My favourite projects have been the ones where we rallied together, in a small group, to achieve an exciting goal in a short space of time. It makes you feel connected, and part of something that’s progressing together, bigger than yourself alone. You can safely bounce ideas off each other, and with the right energy, create something truly exciting and strive for excellence.
Airbnb started with three founders, and both Whatsapp and Instagram sold to Facebook when it had less than 55 employees. Small teams have the power to create incredible ideas and bring them into the world.
Let’s dive into the reasons behind why I believe small teams disrupt best, and walk through tips for your current project, or next one, on how you can work as small as possible.
1. Small increases focus
It’s well known that small teams, when high performing, are synonymous with speed. Their size allows for rapid consensus on objectives and streamlines their path toward a unified vision, reducing unnecessary stakeholder opinions or conflicts. In turn, this increases their overall performance due to the layers of communication being condensed.
2. Small generates magic
In a small team, you can feel when the magic is happening. Go watch this clip of when Dr Dre and Eminem met for the first time to see what that looks like.
Stripped of bureaucratic layers, a few people together can create a force of passion, agility, and common purpose. Their strength lies in unity, vision, and having space to think. Each member brings a piece of the puzzle, and together, they craft solutions and ideas that larger groups may not have the capacity to create. The magic happens when diverse skills and close collaboration start to bond, and there’s an unstoppable energy in the room between people.

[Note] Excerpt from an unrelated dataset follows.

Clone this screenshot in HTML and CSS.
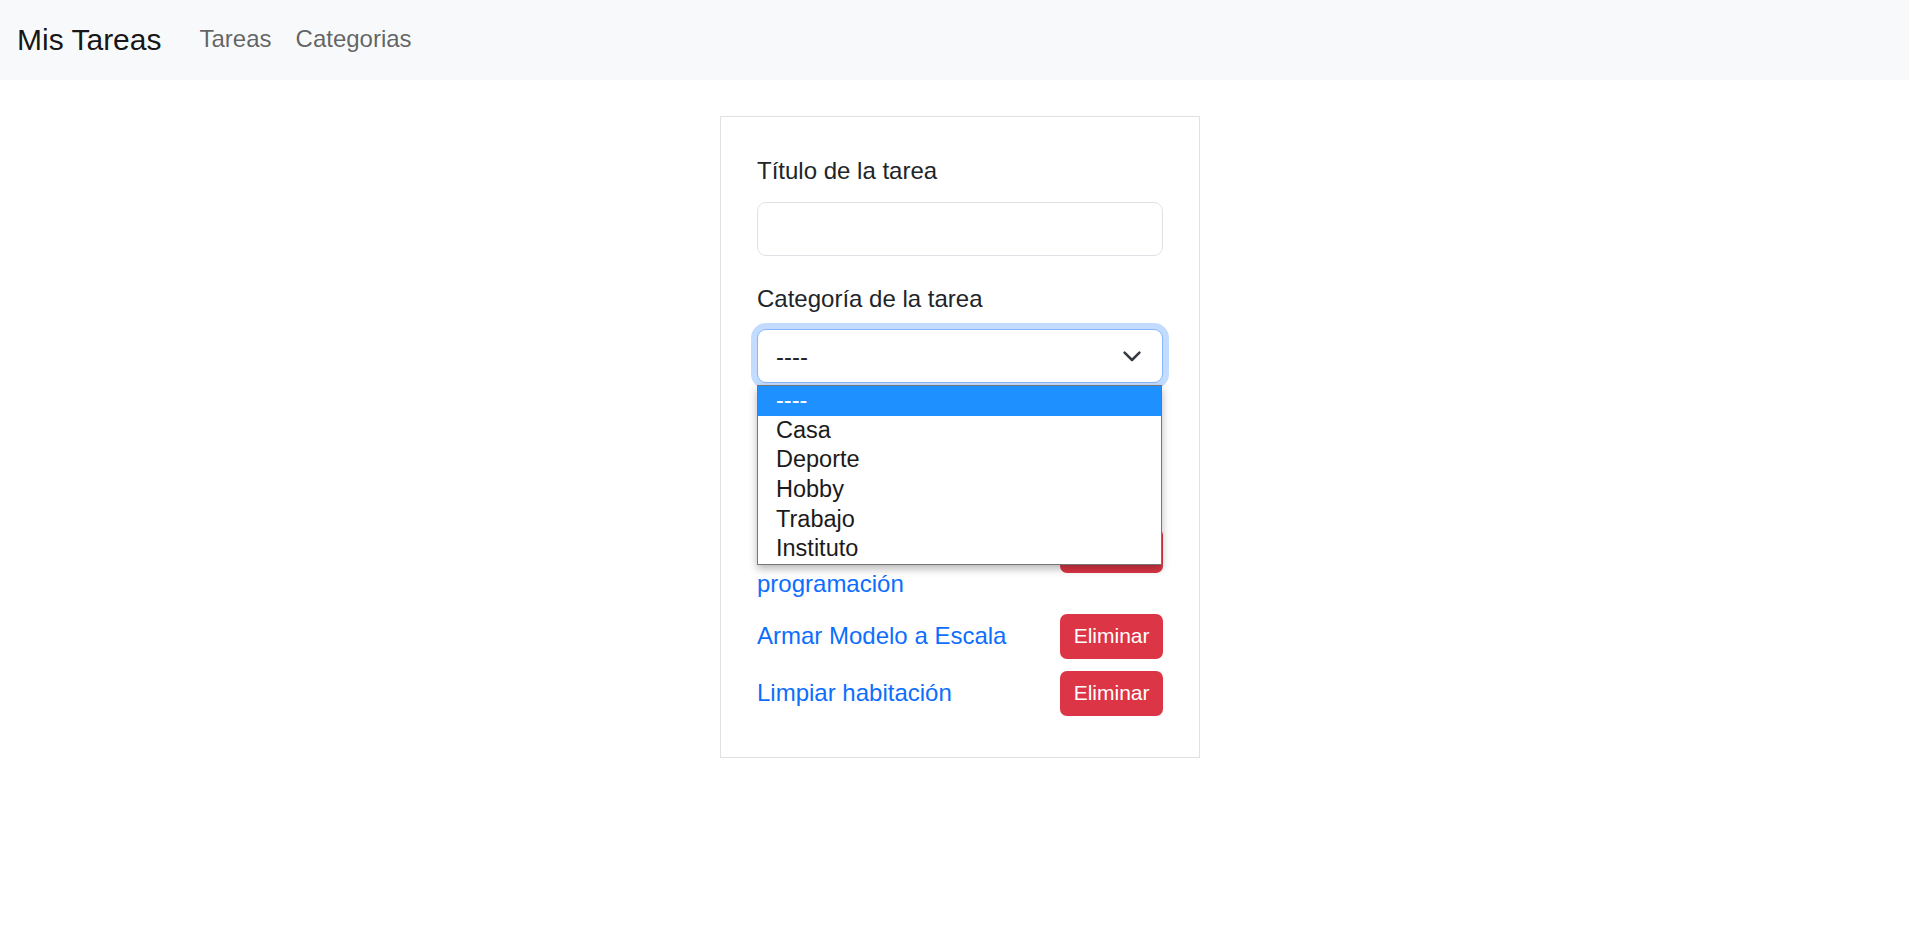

It lays the track for future innovation to evolve.
“As we’ve gotten bigger, we’ve tried to retain that small vibe.” - Electric Theatre, How Electric Theatre Collective Made Pharrell's "Cash In Cash Out" Video
Andy Allen, one of my favourite makers, has achieved excellence time and time again with a small team, creating some of the most beautiful software available today.
“A startup is the largest group of people you can convince of a plan to build a different future. A new company's most important strength is new thinking: even more important than nimbleness, small size affords space to think.” - Peter Thiel, Zero to One.

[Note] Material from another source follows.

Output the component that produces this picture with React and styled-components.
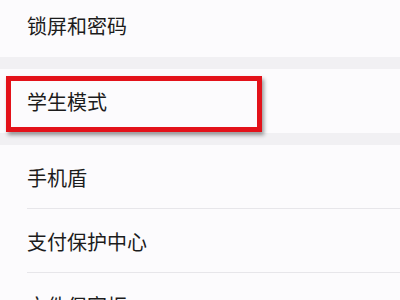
import React from 'react'
import styled, { createGlobalStyle } from 'styled-components'

const GlobalStyle = createGlobalStyle`
  body {
    margin: 0;
    background: #f1f0f3;
    font-family: "Noto Sans CJK SC", "Noto Sans", sans-serif;
  }
`

const Screen = styled.div`
  width: 400px;
  height: 300px;
  overflow: hidden;
  background: #f1f0f3;
`

const Group = styled.div`
  background: #fcfbfd;
  margin-top: ${props => props.gap}px;
`

const Row = styled.div`
  position: relative;
  height: 64px;
  display: flex;
  align-items: center;
  padding-left: 27px;
  font-size: 20px;
  color: #1c1c1c;
  &:after {
    content: '';
    display: ${props => (props.last ? 'none' : 'block')};
    position: absolute;
    left: 27px;
    right: 0;
    bottom: 0;
    height: 1px;
    background: #e7e6ea;
  }
`

const Highlight = styled.div`
  position: absolute;
  left: 6px;
  top: 7px;
  width: 256px;
  height: 56px;
  box-sizing: border-box;
  border: 5px solid #e3121a;
  box-shadow: 2px 3px 4px rgba(0, 0, 0, 0.4);
`

const App = () => (
  <Screen>
    <GlobalStyle />
    <Group gap={-7}>
      <Row last>锁屏和密码</Row>
    </Group>
    <Group gap={12}>
      <Row last>
        学生模式
        <Highlight />
      </Row>
    </Group>
    <Group gap={12}>
      <Row>手机盾</Row>
      <Row>支付保护中心</Row>
      <Row last>文件保密柜</Row>
    </Group>
  </Screen>
)

export default App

3. Small kickstarts innovation
Small teams are the 1st gear towards creating something great. They create the work that large teams then build upon. This is true in reflection to some of the once disruptive, now familiar and trusted services we use today. Established companies such as Uber, Airbnb and Coinbase were once fun experiments which now, having been built upon with sophistication and rigour, finally deliver upon the original mission set out by those intending to disrupt from the outset.
“Small teams fuel the future, generating ideas that, if they succeed, will be the source of big-team development.” Small Teams of Scientists Have Fresher Ideas, Ed Yong, The Atlantic.
It takes time for innovation to establish. Products or services are arguably only innovative once people are using them. It takes an incredible amount of effort, will, and focus to go from zero to one and persuade early adopters it’s valuable–large teams refine and scale on that success to create mass adoption.
Small teams fuel the future, generating ideas that, if they succeed, will be the source of big-team development. Startups create, scale-ups optimise. Perhaps this is an integral economical part of the innovation lifecycle?
How to work as small as possible
Right now, you may be already working in a team, about to form a new project, or looking for collaborators. Sometimes you can’t easily change the team and stakeholders you have. But, there are things we can do to work in ways that are closer to the ways small teams operate.
1. Narrow your focus
Remind yourself, what is the current goal of your team right now? How can you move towards that goal more effectively? What can you remove to make it faster, or achieve quality to a higher degree? Who are all your owners or stakeholders that you need to get sign off from?
2. Foster creative thinking as a team
Imagine an environment where ideas can flourish. Lead by example and be open to confidently sharing any new ideas you have with your team, or ways to improve what you’re working on. You’ll help create an environment of psychological safety, and allow the magic to start forming.
3. Reduce process, Increase collaboration
As teams get bigger, there's often an inevitable increase in processes and communication channels. Aim for directness and simplicity in how you work together. Prioritise boosting collaboration rates over establishing processes. Remember, the ultimate goal is to deliver value to your users. The route to achieve that is yours to define.
Closing thoughts
The other week we spoke about how to create products which are better, even if they aren’t first to market. Uber didn't invent taxis, and Netflix didn't invent movie rentals—yet they both revolutionised these sectors by making them more accessible. At the heart of these innovations were small, ambitious teams.
They all started by nurturing a fleeting idea, and willing them into reality. Stay focused, embrace the power of small, and create something truly remarkable.